Poignant how Ukrainians still celebrate Christmas… “Ukraine celebrates Christmas as a national holiday on Dec. 25 — for churches observing the religious holiday on the Western calendar, like the Catholics in western Ukraine — and on Jan. 7, for churches observing the Eastern Orthodox religious holiday. “It is important for the Russians,” he said, “that Christmas and New Year’s Eve pass in darkness in Ukraine.” With that in mind, some Ukrainian cities decided to be inventive with their Christmas decorations — finding ways to win back the season while not wasting precious electricity or disappointing children as holiday lights blink out during the attacks. The war is horrible, but we should not leave our children without a holiday,” said Daria Pervaya, 18, a college student, who had to speak loudly to be heard above the tree’s generator. “I do not have a holiday mood this year at all,” she added. “I am waiting for my boyfriend, who is fighting.” https://www.google.com/url?sa=t&rct...-spirit.html&usg=AOvVaw3lL8FY0y9h7tkpxGKSXZ8E
Putin publicly mentions negotiations again. Putin says Russia ready to negotiate over Ukraine I get the vibe that both sides seem to be inching toward discussions. Maybe it’s just idol chatter though. ETA- I wonder from Putin’s side how much the 45 billion we just dropped is impacting his thinking. That’s roughly equivalent to what we gave in the first 10 months, so it basically means to wait us out he needs to make it another year at least. And he hasn’t broken Europe even in the dead of winter with oil and has shortages. All as his economy slows, pushback grows louder and munitions dwindle.

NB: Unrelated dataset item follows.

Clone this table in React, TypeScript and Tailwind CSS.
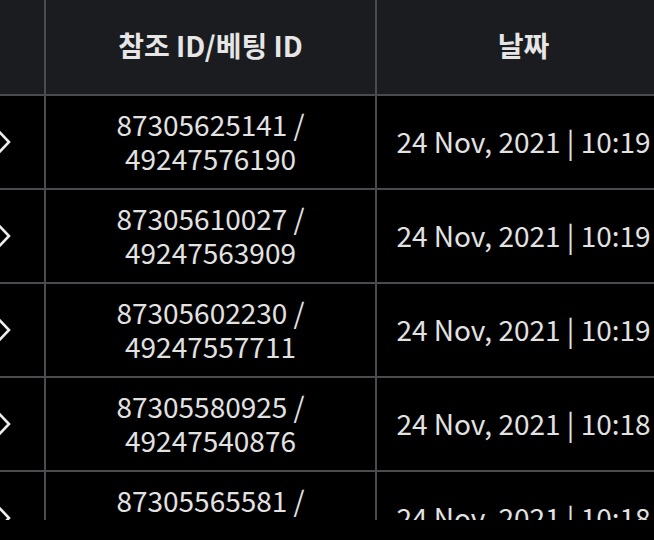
const rows = [
  { ref: "87305625141", bet: "49247576190", date: "24 Nov, 2021 | 10:19" },
  { ref: "87305610027", bet: "49247563909", date: "24 Nov, 2021 | 10:19" },
  { ref: "87305602230", bet: "49247557711", date: "24 Nov, 2021 | 10:19" },
  { ref: "87305580925", bet: "49247540876", date: "24 Nov, 2021 | 10:18" },
  { ref: "87305565581", bet: "49247529064", date: "24 Nov, 2021 | 10:18" },
];

function Chevron() {
  return (
    <svg width="14" height="26" viewBox="0 0 14 26" fill="none" className="ml-[-3px]">
      <path d="M1 1.5 L12 13 L1 24.5" stroke="#ececec" strokeWidth="2.6" strokeLinecap="square" />
    </svg>
  );
}

export default function App() {
  return (
    <div className="h-[540px] w-[654px] bg-black font-['Noto_Sans_CJK_KR','Noto_Sans',sans-serif]">
      <div className="h-[520px] overflow-hidden">
        <div className="grid w-[674px] grid-cols-[46px_331px_293px]">
          {/* header */}
          <div className="h-[96px] border-r-2 border-b-2 border-[#4a4a4f] bg-[#1b1c20]" />
          <div className="flex h-[96px] items-center justify-center border-r-2 border-b-2 border-[#4a4a4f] bg-[#1b1c20] pb-[4px] text-[28px] font-bold text-[#e6e6e6]">
            참조 ID/베팅 ID
          </div>
          <div className="flex h-[96px] items-center justify-center border-b-2 border-[#4a4a4f] bg-[#1b1c20] pb-[4px] text-[28px] font-bold text-[#e6e6e6]">
            날짜
          </div>

          {rows.map((r) => (
            <div key={r.ref} className="contents">
              <div className="flex h-[94px] items-center border-r-2 border-b-2 border-[#4a4a4f]">
                <Chevron />
              </div>
              <div className="flex h-[94px] items-center justify-center border-r-2 border-b-2 border-[#4a4a4f] pb-[2px] text-center text-[28px] leading-[34px] text-[#e2e2e2]">
                <p>
                  {r.ref} /<br />
                  {r.bet}
                </p>
              </div>
              <div className="flex h-[94px] items-center justify-center border-b-2 border-[#4a4a4f] pb-[2px] text-[28px] text-[#e2e2e2]">
                {r.date}
              </div>
            </div>
          ))}
        </div>
      </div>
    </div>
  );
}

With all the Western money pouring in, I don’t see Zelenskyy agreeing to anything short of a full withdrawal by Russia. We are in a proxy war with Russia at this point. Crimea is too important strategically. Ukraine and the West want it back.
Weird thing to do when you have a massive superoffensive getting ready to sweep all of the Nazis and Romanians out of Little Russia. Usually one waits until after they have reversed the cycle of defeat on the battlefield before offering a magnanimous peace to the vanquished.